Information shown ▸
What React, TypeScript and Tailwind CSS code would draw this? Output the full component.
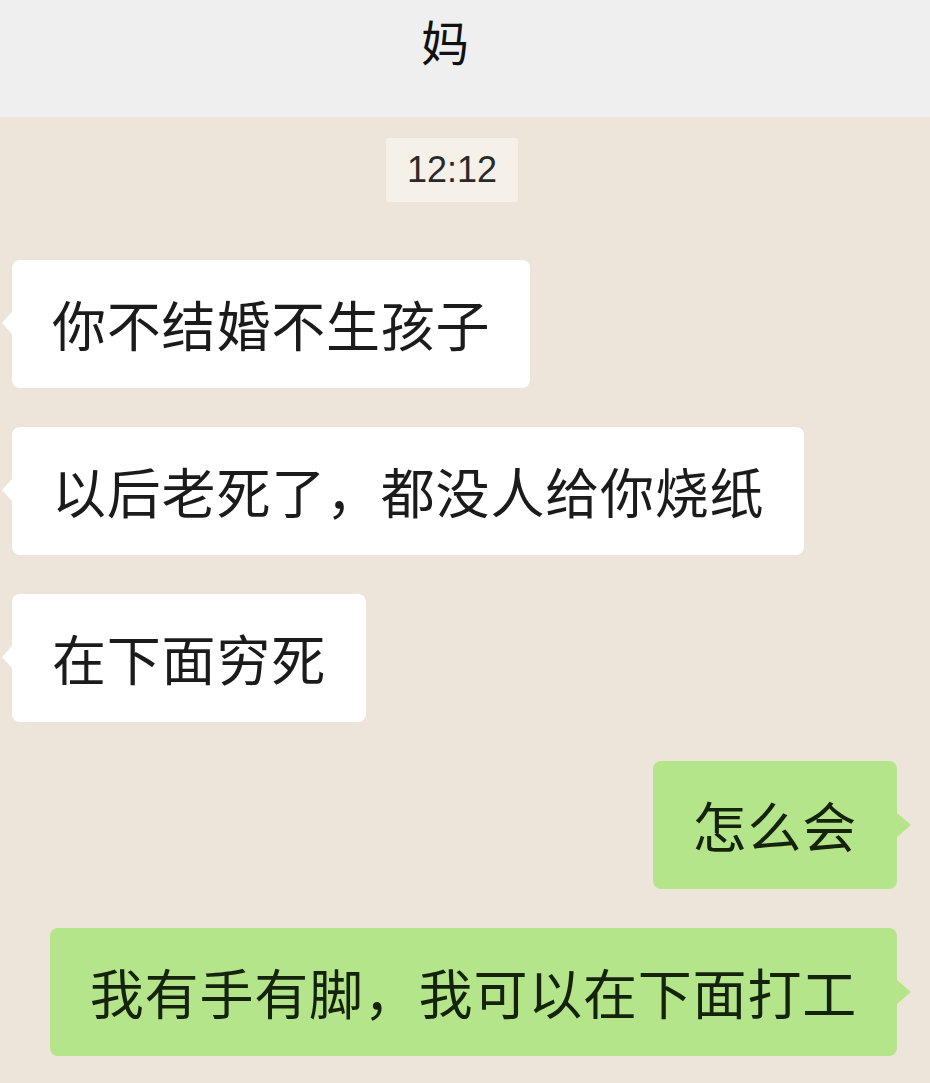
import React from "react";

const cjk = { fontFamily: '"Noto Sans CJK SC", "Noto Sans", sans-serif' };

function Left({ text }: { text: string }) {
  return (
    <div className="flex justify-start pl-[12px]">
      <div
        className="relative flex h-[128px] items-center rounded-[8px] bg-white pl-[40px] pr-[40px] text-[54px] leading-none tracking-[0.8px] text-[#1b1b1b]"
        style={cjk}
      >
        <span className="absolute left-[-10px] top-[52px] h-0 w-0 border-y-[11px] border-r-[10px] border-y-transparent border-r-white" />
        <span>{text}</span>
      </div>
    </div>
  );
}

function Right({ text }: { text: string }) {
  return (
    <div className="flex justify-end pr-[33px]">
      <div
        className="relative flex h-[128px] items-center rounded-[8px] bg-[#b4e58a] pl-[40px] pr-[40px] text-[54px] leading-none tracking-[0.8px] text-[#15230c]"
        style={cjk}
      >
        <span className="absolute right-[-14px] top-[52px] h-0 w-0 border-y-[12px] border-l-[14px] border-y-transparent border-l-[#b4e58a]" />
        <span>{text}</span>
      </div>
    </div>
  );
}

export default function App() {
  return (
    <div className="flex h-[1083px] w-full flex-col overflow-hidden bg-[#ede5da]">
      <div className="h-[117px] shrink-0 bg-[#efefef] pr-[40px] text-center">
        <div className="text-[48px] leading-[80px] text-[#111]" style={cjk}>
          妈
        </div>
      </div>
      <div className="mt-[21px] flex justify-center pr-[26px]">
        <div
          className="flex h-[64px] items-center rounded-[4px] bg-[#f6f1e8] px-[21px] text-[36px] leading-none text-[#2a2a2a]"
          style={{ fontFamily: '"Liberation Sans", Arial, sans-serif' }}
        >
          12:12
        </div>
      </div>
      <div className="mt-[58px] flex flex-col gap-[39px]">
        <Left text="你不结婚不生孩子" />
        <Left text="以后老死了，都没人给你烧纸" />
        <Left text="在下面穷死" />
        <Right text="怎么会" />
        <Right text="我有手有脚，我可以在下面打工" />
      </div>
    </div>
  );
}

What you have to do ▸ Your task is to repeat the data above exactly while excluding the pictures.

Task response ▸
What React, TypeScript and Tailwind CSS code would draw this? Output the full component.
import React from "react";

const cjk = { fontFamily: '"Noto Sans CJK SC", "Noto Sans", sans-serif' };

function Left({ text }: { text: string }) {
  return (
    <div className="flex justify-start pl-[12px]">
      <div
        className="relative flex h-[128px] items-center rounded-[8px] bg-white pl-[40px] pr-[40px] text-[54px] leading-none tracking-[0.8px] text-[#1b1b1b]"
        style={cjk}
      >
        <span className="absolute left-[-10px] top-[52px] h-0 w-0 border-y-[11px] border-r-[10px] border-y-transparent border-r-white" />
        <span>{text}</span>
      </div>
    </div>
  );
}

function Right({ text }: { text: string }) {
  return (
    <div className="flex justify-end pr-[33px]">
      <div
        className="relative flex h-[128px] items-center rounded-[8px] bg-[#b4e58a] pl-[40px] pr-[40px] text-[54px] leading-none tracking-[0.8px] text-[#15230c]"
        style={cjk}
      >
        <span className="absolute right-[-14px] top-[52px] h-0 w-0 border-y-[12px] border-l-[14px] border-y-transparent border-l-[#b4e58a]" />
        <span>{text}</span>
      </div>
    </div>
  );
}

export default function App() {
  return (
    <div className="flex h-[1083px] w-full flex-col overflow-hidden bg-[#ede5da]">
      <div className="h-[117px] shrink-0 bg-[#efefef] pr-[40px] text-center">
        <div className="text-[48px] leading-[80px] text-[#111]" style={cjk}>
          妈
        </div>
      </div>
      <div className="mt-[21px] flex justify-center pr-[26px]">
        <div
          className="flex h-[64px] items-center rounded-[4px] bg-[#f6f1e8] px-[21px] text-[36px] leading-none text-[#2a2a2a]"
          style={{ fontFamily: '"Liberation Sans", Arial, sans-serif' }}
        >
          12:12
        </div>
      </div>
      <div className="mt-[58px] flex flex-col gap-[39px]">
        <Left text="你不结婚不生孩子" />
        <Left text="以后老死了，都没人给你烧纸" />
        <Left text="在下面穷死" />
        <Right text="怎么会" />
        <Right text="我有手有脚，我可以在下面打工" />
      </div>
    </div>
  );
}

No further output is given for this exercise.